▶ _Given exercise_
What number of lines hold the word "styles"? State that number and nothing besides.

▶ _Data shown_
## start

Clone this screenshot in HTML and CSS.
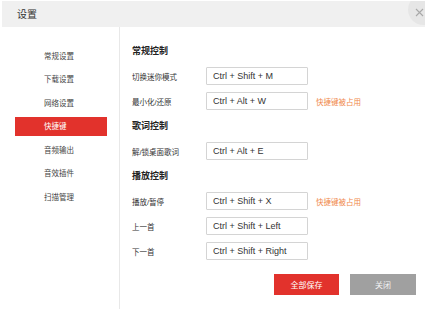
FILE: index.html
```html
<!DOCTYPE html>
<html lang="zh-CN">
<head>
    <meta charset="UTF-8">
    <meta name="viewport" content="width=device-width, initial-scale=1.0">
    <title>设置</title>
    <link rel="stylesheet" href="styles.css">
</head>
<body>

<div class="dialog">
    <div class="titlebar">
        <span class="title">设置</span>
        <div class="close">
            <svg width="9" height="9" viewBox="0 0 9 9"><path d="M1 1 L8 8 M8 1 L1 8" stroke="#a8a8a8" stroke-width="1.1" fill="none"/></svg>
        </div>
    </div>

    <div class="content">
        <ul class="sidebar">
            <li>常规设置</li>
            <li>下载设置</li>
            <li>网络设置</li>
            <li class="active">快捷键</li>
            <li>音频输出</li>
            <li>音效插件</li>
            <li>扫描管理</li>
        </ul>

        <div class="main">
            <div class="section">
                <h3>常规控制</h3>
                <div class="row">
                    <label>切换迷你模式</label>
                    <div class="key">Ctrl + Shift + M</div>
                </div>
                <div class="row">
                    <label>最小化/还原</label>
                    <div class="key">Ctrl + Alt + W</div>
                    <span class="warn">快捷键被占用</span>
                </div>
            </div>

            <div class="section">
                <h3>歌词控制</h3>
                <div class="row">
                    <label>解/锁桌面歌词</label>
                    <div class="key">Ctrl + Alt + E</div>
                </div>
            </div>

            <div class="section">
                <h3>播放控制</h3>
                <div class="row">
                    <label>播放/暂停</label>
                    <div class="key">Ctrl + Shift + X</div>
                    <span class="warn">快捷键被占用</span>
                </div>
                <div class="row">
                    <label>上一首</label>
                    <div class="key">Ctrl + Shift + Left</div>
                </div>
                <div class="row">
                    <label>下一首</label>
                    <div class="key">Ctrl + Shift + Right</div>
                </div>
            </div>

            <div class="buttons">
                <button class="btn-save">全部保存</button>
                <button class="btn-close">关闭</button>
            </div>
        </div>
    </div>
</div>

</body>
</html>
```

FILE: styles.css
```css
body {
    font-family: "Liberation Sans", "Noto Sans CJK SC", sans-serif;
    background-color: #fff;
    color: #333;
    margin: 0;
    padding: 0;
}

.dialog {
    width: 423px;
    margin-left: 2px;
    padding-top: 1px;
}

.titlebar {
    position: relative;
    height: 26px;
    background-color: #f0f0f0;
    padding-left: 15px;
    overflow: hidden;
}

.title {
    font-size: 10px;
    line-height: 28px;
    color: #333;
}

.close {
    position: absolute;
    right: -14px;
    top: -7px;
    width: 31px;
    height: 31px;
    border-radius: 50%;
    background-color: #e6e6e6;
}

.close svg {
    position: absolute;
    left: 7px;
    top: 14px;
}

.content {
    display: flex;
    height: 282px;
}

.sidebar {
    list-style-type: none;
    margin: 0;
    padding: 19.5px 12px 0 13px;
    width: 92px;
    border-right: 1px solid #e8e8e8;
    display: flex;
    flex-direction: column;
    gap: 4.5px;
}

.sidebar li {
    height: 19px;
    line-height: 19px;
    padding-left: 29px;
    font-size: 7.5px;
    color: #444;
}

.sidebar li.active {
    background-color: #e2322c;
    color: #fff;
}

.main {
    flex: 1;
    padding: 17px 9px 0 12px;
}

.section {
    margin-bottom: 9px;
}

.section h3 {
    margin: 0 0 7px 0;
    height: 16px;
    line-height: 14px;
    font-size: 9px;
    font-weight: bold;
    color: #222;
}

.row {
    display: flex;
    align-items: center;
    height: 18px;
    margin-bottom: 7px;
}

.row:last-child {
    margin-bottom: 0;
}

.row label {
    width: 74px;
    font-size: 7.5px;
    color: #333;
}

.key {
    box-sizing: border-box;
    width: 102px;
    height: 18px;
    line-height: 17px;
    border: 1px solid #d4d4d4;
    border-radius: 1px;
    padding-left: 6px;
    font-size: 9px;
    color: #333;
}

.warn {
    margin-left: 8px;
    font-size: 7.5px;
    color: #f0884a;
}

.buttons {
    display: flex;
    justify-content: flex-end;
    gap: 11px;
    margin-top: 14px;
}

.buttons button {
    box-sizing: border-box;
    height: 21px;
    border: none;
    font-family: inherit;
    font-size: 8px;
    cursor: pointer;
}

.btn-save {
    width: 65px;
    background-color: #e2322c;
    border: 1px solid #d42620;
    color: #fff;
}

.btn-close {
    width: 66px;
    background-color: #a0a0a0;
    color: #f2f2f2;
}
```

## end
## start

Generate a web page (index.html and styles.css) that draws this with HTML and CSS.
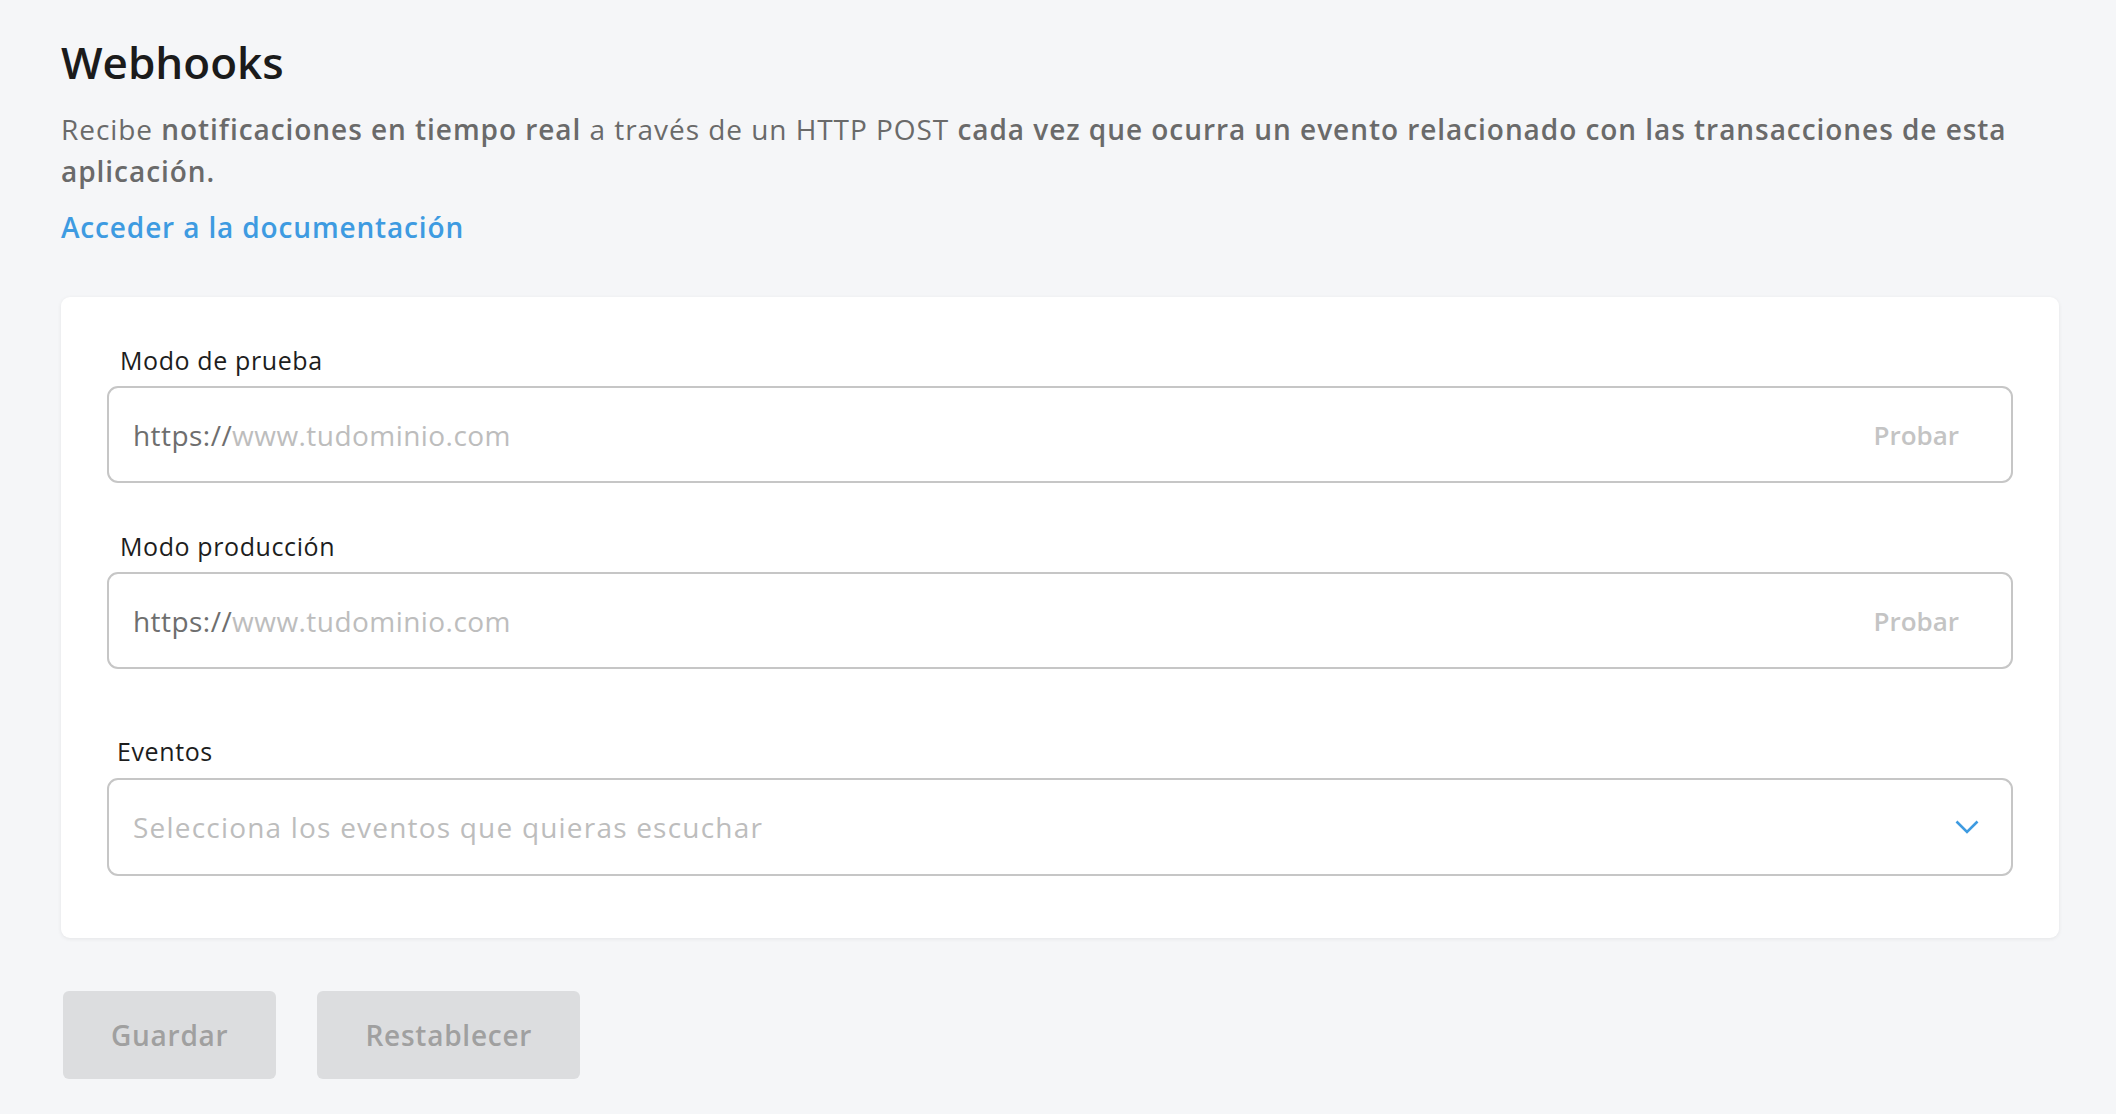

## end

▶ _Answer to this exercise_
3